→ Material:
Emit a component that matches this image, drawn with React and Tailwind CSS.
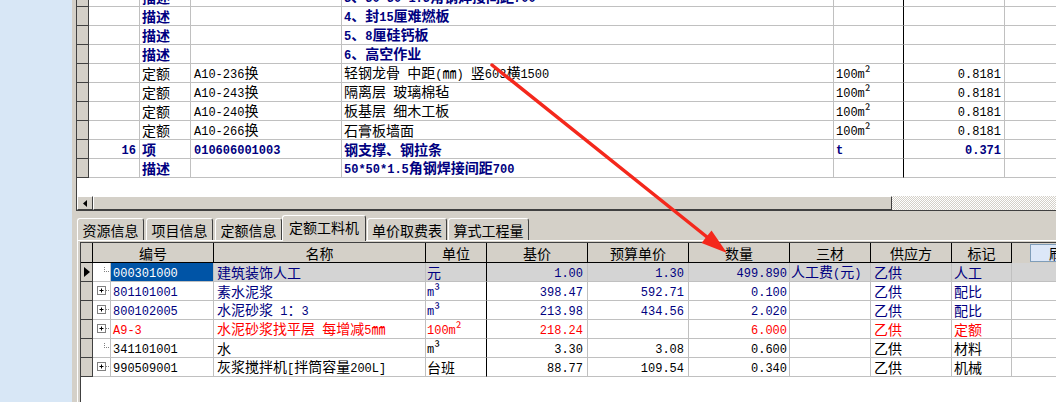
import React from "react";

const topRows = [
  { type: "描述", name: "3、50*50*1.5角钢焊接间距700", bold: true },
  { type: "描述", name: "4、封15厘难燃板", bold: true },
  { type: "描述", name: "5、8厘硅钙板", bold: true },
  { type: "描述", name: "6、高空作业", bold: true },
  { type: "定额", code: "A10-236换", name: "轻钢龙骨 中距(㎜) 竖603横1500", unit: "100m²", qty: "0.8181" },
  { type: "定额", code: "A10-243换", name: "隔离层 玻璃棉毡", unit: "100m²", qty: "0.8181" },
  { type: "定额", code: "A10-240换", name: "板基层 细木工板", unit: "100m²", qty: "0.8181" },
  { type: "定额", code: "A10-266换", name: "石膏板墙面", unit: "100m²", qty: "0.8181" },
  { num: "16", type: "项", code: "010606001003", name: "钢支撑、钢拉条", unit: "t", qty: "0.371", bold: true },
  { type: "描述", name: "50*50*1.5角钢焊接间距700", bold: true },
];

const botRows = [
  { tree: "leaf", code: "000301000", name: "建筑装饰人工", unit: "元", base: "1.00", price: "1.30", qty: "499.890", sancai: "人工费(元)", sup: "乙供", mark: "人工", color: "navy", selected: true },
  { tree: "plus", code: "801101001", name: "素水泥浆", unit: "m³", base: "398.47", price: "592.71", qty: "0.100", sup: "乙供", mark: "配比", color: "navy" },
  { tree: "plus", code: "800102005", name: "水泥砂浆 1：3", unit: "m³", base: "213.98", price: "434.56", qty: "2.020", sup: "乙供", mark: "配比", color: "navy" },
  { tree: "plus", code: "A9-3", name: "水泥砂浆找平层 每增减5㎜", unit: "100m²", base: "218.24", price: "", qty: "6.000", sup: "乙供", mark: "定额", color: "red" },
  { tree: "leaf", code: "341101001", name: "水", unit: "m³", base: "3.30", price: "3.08", qty: "0.600", sup: "乙供", mark: "材料", color: "black" },
  { tree: "plus", code: "990509001", name: "灰浆搅拌机[拌筒容量200L]", unit: "台班", base: "88.77", price: "109.54", qty: "0.340", sup: "乙供", mark: "机械", color: "black" },
];

const colors = {
  navy: "text-[#000080]",
  red: "text-[#ff0000]",
  black: "text-black",
};

// ascii runs in a narrow mono face, the rest in the CJK face
function Txt({ s }) {
  if (!s) return null;
  return (
    <span className="leading-[16px]">
      {s
        .split(/([\x20-\x7e]+)/)
        .filter(Boolean)
        .map((p, i) =>
          /^[\x20-\x7e]+$/.test(p) ? (
            <span key={i} className="font-['Liberation_Mono'] text-[12px]">
              {p}
            </span>
          ) : (
            <span key={i}>{p}</span>
          )
        )}
    </span>
  );
}

const cell = "flex shrink-0 items-center whitespace-pre border-r border-b border-[#c0c0c0]";

function TopRow({ r }) {
  return (
    <div className={`flex h-[19px] shrink-0 ${r.bold ? "font-bold text-[#000080]" : "text-black"}`}>
      <div className="w-[12px] shrink-0 border-r border-b border-[#404040] bg-[#d4d0c8]" />
      <div className={`${cell} w-[51px] justify-end pr-[3px]`}>
        <Txt s={r.num} />
      </div>
      <div className={`${cell} w-[51px] pl-[2px]`}>
        <Txt s={r.type} />
      </div>
      <div className={`${cell} w-[151px] pl-[3px]`}>
        <Txt s={r.code} />
      </div>
      <div className={`${cell} w-[492px] pl-[2px]`}>
        <Txt s={r.name} />
      </div>
      <div className={`${cell} w-[70px] border-r-black pl-[2px]`}>
        <Txt s={r.unit} />
      </div>
      <div className={`${cell} w-[101px] justify-end pr-[3px]`}>
        <Txt s={r.qty} />
      </div>
      <div className="flex-1 border-b border-[#c0c0c0]" />
    </div>
  );
}

function ScrollBar() {
  return (
    <div className="flex h-[14px] shrink-0">
      <div className="flex w-[16px] shrink-0 items-center justify-center border border-t-white border-l-white border-r-[#404040] border-b-[#404040] bg-[#d4d0c8]">
        <svg width="4" height="7" viewBox="0 0 4 7">
          <polygon points="4,0 0,3.5 4,7" fill="#000" />
        </svg>
      </div>
      <div className="w-[799px] shrink-0 border border-t-white border-l-white border-r-[#404040] border-b-[#404040] bg-[#d4d0c8]" />
      <div className="flex-1 bg-[repeating-conic-gradient(#d4d0c8_0%_25%,#ffffff_0%_50%)] bg-[length:2px_2px]" />
    </div>
  );
}

function TopGrid() {
  return (
    <div className="flex h-[211px] shrink-0 flex-col border-l border-b border-[#404040]">
      <div className="h-[196px] shrink-0 overflow-hidden bg-white">
        <div className="-mt-[12px] flex flex-col">
          {topRows.map((r, i) => (
            <TopRow key={i} r={r} />
          ))}
        </div>
      </div>
      <ScrollBar />
    </div>
  );
}

const tabs = [
  { label: "资源信息", w: "w-[67px]", ml: "ml-0" },
  { label: "项目信息", w: "w-[67px]", ml: "ml-[2px]" },
  { label: "定额信息", w: "w-[67px]", ml: "ml-[2px]" },
  { label: "定额工料机", w: "w-[84px]", ml: "ml-0", active: true },
  { label: "单价取费表", w: "w-[80px]", ml: "ml-[1px]" },
  { label: "算式工程量", w: "w-[81px]", ml: "ml-[1px]" },
];

function Tabs() {
  return (
    <div className="flex h-[29px] shrink-0 items-end pl-[1px]">
      {tabs.map((t) => (
        <div
          key={t.label}
          className={`flex ${t.w} ${t.ml} shrink-0 items-center justify-center rounded-t-[3px] border-t border-l border-r border-t-white border-l-white border-r-[#404040] bg-[#d4d0c8] text-black ${
            t.active ? "relative z-10 -mb-[1px] h-[26px] pb-[3px]" : "h-[22px]"
          }`}
        >
          {t.label}
        </div>
      ))}
    </div>
  );
}

const hcell = "flex shrink-0 items-center justify-center border-r border-b border-black";

function Header() {
  return (
    <div className="flex h-[20px] shrink-0 bg-[#d4d0c8] text-black">
      <div className={`${hcell} w-[12px]`} />
      <div className={`${hcell} w-[121px]`}>编号</div>
      <div className={`${hcell} w-[212px]`}>名称</div>
      <div className={`${hcell} w-[61px]`}>单位</div>
      <div className={`${hcell} w-[101px]`}>基价</div>
      <div className={`${hcell} w-[101px]`}>预算单价</div>
      <div className={`${hcell} w-[101px]`}>数量</div>
      <div className={`${hcell} w-[81px]`}>三材</div>
      <div className={`${hcell} w-[81px]`}>供应方</div>
      <div className={`${hcell} w-[60px]`}>标记</div>
      <div className="flex flex-1 items-start overflow-hidden pl-[18px] pt-[1px]">
        <div className="flex h-[18px] w-[60px] shrink-0 items-center border border-[#7f9db9] bg-[#dce7f8] pl-[18px] text-black">
          刷新
        </div>
      </div>
    </div>
  );
}

function TreeMark({ kind }) {
  return (
    <svg width="17" height="18" viewBox="0 0 17 18">
      {kind === "plus" ? (
        <g>
          <rect x="4.5" y="4.5" width="8" height="8" fill="#fff" stroke="#808080" />
          <line x1="6.5" y1="8.5" x2="10.5" y2="8.5" stroke="#000" />
          <line x1="8.5" y1="6.5" x2="8.5" y2="10.5" stroke="#000" />
          <line x1="13" y1="8.5" x2="17" y2="8.5" stroke="#808080" strokeDasharray="1 1" />
        </g>
      ) : (
        <g>
          <line x1="11.5" y1="4" x2="11.5" y2="9" stroke="#808080" strokeDasharray="1 1" />
          <line x1="11" y1="8.5" x2="17" y2="8.5" stroke="#808080" strokeDasharray="1 1" />
        </g>
      )}
    </svg>
  );
}

function BotRow({ r }) {
  const bg = r.selected ? "bg-[#d4d4d4]" : "";
  return (
    <div className={`flex h-[19px] shrink-0 ${colors[r.color]}`}>
      <div className="flex w-[12px] shrink-0 items-center justify-center border-r border-b border-[#404040] bg-[#d4d0c8]">
        {r.selected && (
          <svg width="6" height="10" viewBox="0 0 6 10">
            <polygon points="0,0 6,5 0,10" fill="#000" />
          </svg>
        )}
      </div>
      <div className={`${cell} w-[18px]`}>
        <TreeMark kind={r.tree} />
      </div>
      <div className={`${cell} w-[103px] pl-[2px] ${r.selected ? "bg-[#0054a6] text-white" : ""}`}>
        <Txt s={r.code} />
      </div>
      <div className={`${cell} w-[212px] pl-[3px] ${bg}`}>
        <Txt s={r.name} />
      </div>
      <div className={`${cell} w-[61px] border-r-black pl-[1px] ${bg}`}>
        <Txt s={r.unit} />
      </div>
      <div className={`${cell} w-[101px] justify-end pr-[4px] ${bg}`}>
        <Txt s={r.base} />
      </div>
      <div className={`${cell} w-[101px] justify-end pr-[4px] ${bg}`}>
        <Txt s={r.price} />
      </div>
      <div className={`${cell} w-[101px] justify-end pr-[2px] ${bg}`}>
        <Txt s={r.qty} />
      </div>
      <div className={`${cell} w-[81px] pl-[1px] ${bg}`}>
        <Txt s={r.sancai} />
      </div>
      <div className={`${cell} w-[81px] pl-[3px] ${bg}`}>
        <Txt s={r.sup} />
      </div>
      <div className={`${cell} w-[60px] pl-[2px] ${bg}`}>
        <Txt s={r.mark} />
      </div>
      <div className={`flex-1 border-b border-[#c0c0c0] ${bg}`} />
    </div>
  );
}

function LowerPanel() {
  return (
    <div className="flex min-h-0 flex-1 flex-col">
      <Tabs />
      <div className="ml-[1px] flex min-h-0 flex-1 flex-col border-t border-l border-white pl-[2px] pt-[1px]">
        <div className="flex min-h-0 flex-1 flex-col overflow-hidden border-t border-l border-[#404040] bg-white">
          <Header />
          {botRows.map((r) => (
            <BotRow key={r.code} r={r} />
          ))}
        </div>
      </div>
    </div>
  );
}

function Arrow() {
  return (
    <svg className="pointer-events-none absolute left-0 top-0" width="1056" height="402" viewBox="0 0 1056 402">
      <line x1="492" y1="65" x2="712" y2="241" stroke="#f4281c" strokeWidth="3.5" strokeLinecap="round" />
      <polygon points="727,253 701.5,243 711.5,230.5" fill="#f4281c" />
    </svg>
  );
}

export default function App() {
  return (
    <div className="relative flex h-[402px] w-[1056px] overflow-hidden bg-[#d4d0c8] font-['Noto_Sans_CJK_SC',sans-serif] text-[14px] leading-[18px]">
      <div className="w-[72px] shrink-0 bg-[#d8e7f6]" />
      <div className="flex min-w-0 flex-1 flex-col pl-[4px]">
        <TopGrid />
        <LowerPanel />
      </div>
      <Arrow />
    </div>
  );
}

→ Task objective:
Up to and including the line containing "import React from", repeat every line from the start of the data, but none of the pictures.

→ Response below:
Emit a component that matches this image, drawn with React and Tailwind CSS.
import React from "react";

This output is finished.